She comes to me tear-stained and tired. She says no one wants her here and no one cares, so she’s just going to leave. She wants to run away and wasn’t I just saying the same thing yesterday?
I ask where she’ll go and how she’ll care for herself and what will she do. And she says she doesn’t know but she’ll be safe because she has her Swiss army knife, an arrow, and God.
And I find her a little later, a couple houses down and I call her back and we talk and I hold her and ask her to just come inside and do her school and think this through a little more before she decides to go. And she does and I try to go on with my day.
But isn’t this what we want to do when life gets hard? We want to grab our water bottle and our arrows and run away. Away from training, away from discipline, away from the tough love of our Father. I realize it’s what I’ve always tried to do and I know I’ve always been a runner, even before I wore running shoes. And this little girl, she has her mother’s heart: a heart that wants to escape and a heart that doesn’t like to do hard, a heart that wants to run away.
And my beloved sends me encouragement from the book of James, that book we just spent a year (or more) memorizing, that book I should know well but have somehow forgotten already. He reminds me of chapter 1 and trials and temptations and counting it all joy. And I ask myself, am I still running? It is one thing to write about it and to say it to myself in the early morning quiet, but when it comes right down to it, and my child is carrying on irrational and the calendar is overflowing and it feels like this whole thing is going to come crashing down in one spectacular heap – am I then looking to God and saying, “Yes, Lord, even this – thank you.” Am I running to my Jesus and saying thank you, even for this – for our daily stumbling and falling and facing imperfections? Or am I picking up my weary heart and running the other direction – running to quietly nurse my wounds and hide myself away from the world and from the sinking feeling that I’m never going to get this right.
And I know I’m still a runner. And my girl is a runner. But I want us both to be running to Jesus, not running away. And I’ve seen it on a few different blogs this week, how October started this year on a Monday and brought fall and a feeling of something fresh and why not commit to something for the 31 days of October.

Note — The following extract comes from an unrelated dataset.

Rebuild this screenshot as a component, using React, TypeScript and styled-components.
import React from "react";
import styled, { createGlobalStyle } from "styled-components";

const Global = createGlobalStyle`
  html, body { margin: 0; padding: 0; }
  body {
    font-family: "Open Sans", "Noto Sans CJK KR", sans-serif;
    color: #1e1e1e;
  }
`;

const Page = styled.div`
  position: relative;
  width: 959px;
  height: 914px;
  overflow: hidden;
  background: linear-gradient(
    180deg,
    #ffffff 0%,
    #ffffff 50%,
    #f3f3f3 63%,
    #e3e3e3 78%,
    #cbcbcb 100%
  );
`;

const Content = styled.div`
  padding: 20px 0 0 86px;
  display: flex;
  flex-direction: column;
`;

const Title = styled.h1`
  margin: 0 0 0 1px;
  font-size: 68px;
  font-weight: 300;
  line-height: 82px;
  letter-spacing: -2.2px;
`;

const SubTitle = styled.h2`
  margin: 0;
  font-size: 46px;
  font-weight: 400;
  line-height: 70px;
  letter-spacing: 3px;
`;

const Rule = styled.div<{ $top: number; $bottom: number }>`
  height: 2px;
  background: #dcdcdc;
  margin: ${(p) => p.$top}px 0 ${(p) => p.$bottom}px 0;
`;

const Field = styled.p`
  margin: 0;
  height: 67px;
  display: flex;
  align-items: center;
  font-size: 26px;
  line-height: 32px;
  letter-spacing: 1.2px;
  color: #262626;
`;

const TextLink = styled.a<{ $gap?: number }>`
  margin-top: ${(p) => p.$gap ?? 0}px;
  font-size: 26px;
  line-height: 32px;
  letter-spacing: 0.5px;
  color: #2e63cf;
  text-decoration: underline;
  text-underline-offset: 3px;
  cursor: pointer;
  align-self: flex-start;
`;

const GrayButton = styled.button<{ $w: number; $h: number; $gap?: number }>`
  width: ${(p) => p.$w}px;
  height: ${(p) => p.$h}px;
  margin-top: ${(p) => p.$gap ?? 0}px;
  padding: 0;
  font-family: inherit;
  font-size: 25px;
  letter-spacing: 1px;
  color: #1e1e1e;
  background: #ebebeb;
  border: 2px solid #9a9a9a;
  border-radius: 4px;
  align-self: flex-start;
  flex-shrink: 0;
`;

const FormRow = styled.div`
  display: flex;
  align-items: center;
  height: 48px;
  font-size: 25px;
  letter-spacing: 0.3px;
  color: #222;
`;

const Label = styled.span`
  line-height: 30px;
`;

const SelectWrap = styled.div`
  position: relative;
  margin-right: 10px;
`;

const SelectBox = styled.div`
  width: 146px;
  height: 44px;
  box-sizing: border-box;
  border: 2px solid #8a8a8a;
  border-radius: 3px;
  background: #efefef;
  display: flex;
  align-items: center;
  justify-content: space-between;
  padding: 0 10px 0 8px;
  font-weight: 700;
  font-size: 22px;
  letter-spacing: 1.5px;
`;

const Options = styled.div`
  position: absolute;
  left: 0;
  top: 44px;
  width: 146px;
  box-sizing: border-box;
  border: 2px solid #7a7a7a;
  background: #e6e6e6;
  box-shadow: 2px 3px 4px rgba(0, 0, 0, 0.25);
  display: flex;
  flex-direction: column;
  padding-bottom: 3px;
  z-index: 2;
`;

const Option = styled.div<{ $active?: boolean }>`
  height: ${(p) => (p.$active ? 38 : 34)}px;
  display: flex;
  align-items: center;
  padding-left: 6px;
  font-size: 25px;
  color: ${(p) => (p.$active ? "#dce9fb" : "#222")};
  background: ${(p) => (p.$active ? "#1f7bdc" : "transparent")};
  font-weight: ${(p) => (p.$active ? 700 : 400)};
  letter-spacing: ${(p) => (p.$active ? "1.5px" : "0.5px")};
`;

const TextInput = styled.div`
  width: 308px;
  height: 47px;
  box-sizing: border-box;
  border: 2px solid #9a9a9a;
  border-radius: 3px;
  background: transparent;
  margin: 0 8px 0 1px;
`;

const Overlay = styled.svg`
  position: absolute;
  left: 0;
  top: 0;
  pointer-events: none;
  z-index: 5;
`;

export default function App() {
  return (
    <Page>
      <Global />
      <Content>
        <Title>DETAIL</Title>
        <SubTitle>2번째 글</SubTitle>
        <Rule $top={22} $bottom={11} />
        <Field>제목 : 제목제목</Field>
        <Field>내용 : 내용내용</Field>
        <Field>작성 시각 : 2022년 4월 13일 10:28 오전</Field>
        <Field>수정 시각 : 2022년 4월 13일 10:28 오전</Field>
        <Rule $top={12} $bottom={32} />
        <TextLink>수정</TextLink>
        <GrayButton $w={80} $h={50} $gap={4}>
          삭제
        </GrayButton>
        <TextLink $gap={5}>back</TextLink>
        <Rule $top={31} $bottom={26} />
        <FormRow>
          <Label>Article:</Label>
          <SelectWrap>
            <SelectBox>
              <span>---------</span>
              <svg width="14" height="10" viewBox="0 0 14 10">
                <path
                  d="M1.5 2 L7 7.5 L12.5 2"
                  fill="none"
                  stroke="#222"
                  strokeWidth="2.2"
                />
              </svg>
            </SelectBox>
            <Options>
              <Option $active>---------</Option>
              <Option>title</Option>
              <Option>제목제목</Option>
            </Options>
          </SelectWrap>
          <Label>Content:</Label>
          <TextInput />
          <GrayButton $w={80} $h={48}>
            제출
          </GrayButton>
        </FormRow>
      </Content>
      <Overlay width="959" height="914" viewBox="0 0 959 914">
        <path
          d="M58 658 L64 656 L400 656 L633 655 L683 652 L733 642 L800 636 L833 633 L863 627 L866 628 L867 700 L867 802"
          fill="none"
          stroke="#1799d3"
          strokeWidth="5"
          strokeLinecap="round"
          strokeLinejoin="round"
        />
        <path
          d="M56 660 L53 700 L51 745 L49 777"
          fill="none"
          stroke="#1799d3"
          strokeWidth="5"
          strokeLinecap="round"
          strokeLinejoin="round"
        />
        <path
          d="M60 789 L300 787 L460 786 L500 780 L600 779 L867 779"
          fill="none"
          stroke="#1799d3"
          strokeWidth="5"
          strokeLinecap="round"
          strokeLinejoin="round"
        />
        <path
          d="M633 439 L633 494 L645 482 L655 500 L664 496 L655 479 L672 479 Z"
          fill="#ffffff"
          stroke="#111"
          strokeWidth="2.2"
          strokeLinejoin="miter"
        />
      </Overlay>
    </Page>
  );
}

And that Monday morning I knew what I’ve known since we came home from Haiti in February – I am to commit to pray. Pray for my little family. Pray for our hearts and our minds and our relationships and that we would all be children who run to their Father.
I don’t know what this will look like here online because it’s hard to get on consistently and write in the midst of school and home and life in general. But will you join me in praying for our families for the remaining days of October – yours, mine, and all of those struggling around us? May we lift ourselves and each other up to our Heavenly Father for strength, encouragement, and wisdom as we struggle to be lights in a darkened world. And if we must run, “let us run with perseverance the race marked out for us, fixing our eyes on Jesus.” (Hebrews 12) And as we think about running with perseverance, let us contemplate this definition that Matt shared with me:
Perseverance – a steadfastness in doing something despite difficulty or delay in achieving success; continuance in a state of grace leading finally to a state of glory.

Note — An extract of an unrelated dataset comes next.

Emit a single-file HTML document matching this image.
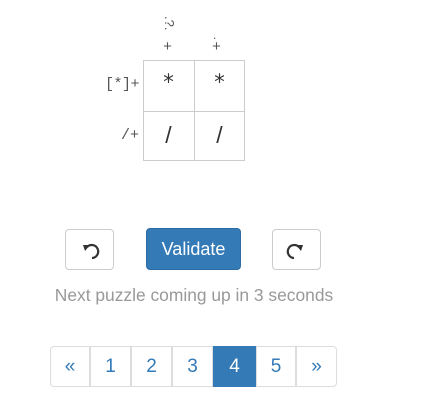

Steadfastness despite difficulty or delay in achieving success. Was I not just talking to my friend this morning about how it feels like we keep having these same struggles and will we ever see progress? Am I being steadfast regardless? And, oh, to continue in grace! Grace that overflows from the throne of God, grace that I must simply ask for and gather like manna because He supplies it new every morning, grace that leads to glory.

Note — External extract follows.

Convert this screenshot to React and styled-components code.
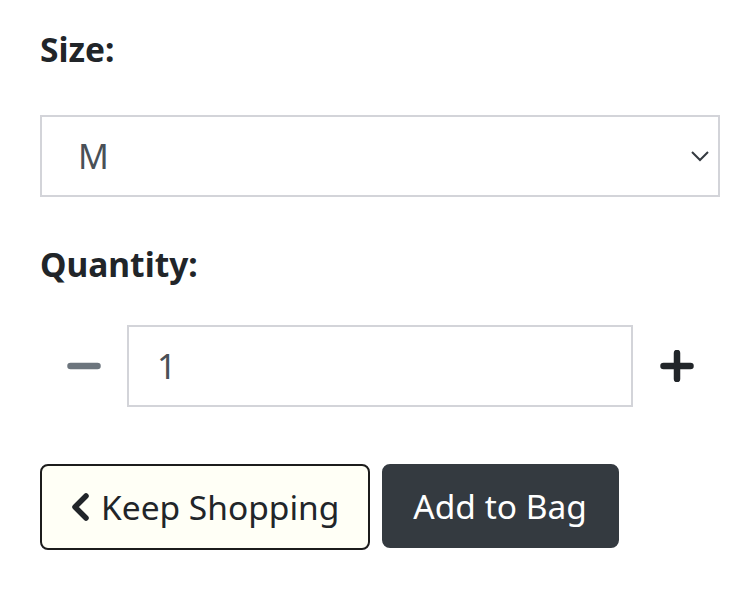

Lord, as we embark on 31 days of prayer, may you bless our efforts. May you draw us closer to your heart. Open our eyes to see our families the way you do. Give us renewed love and affection for our children, our spouses. Give us steadfastness and love and mercy and grace. Protect us from the fiery arrows of the evil one and may all that we do bring You glory. Give us runners hearts that run to you with wild abandon. And may our love for you spread like fire to those around us. Amen.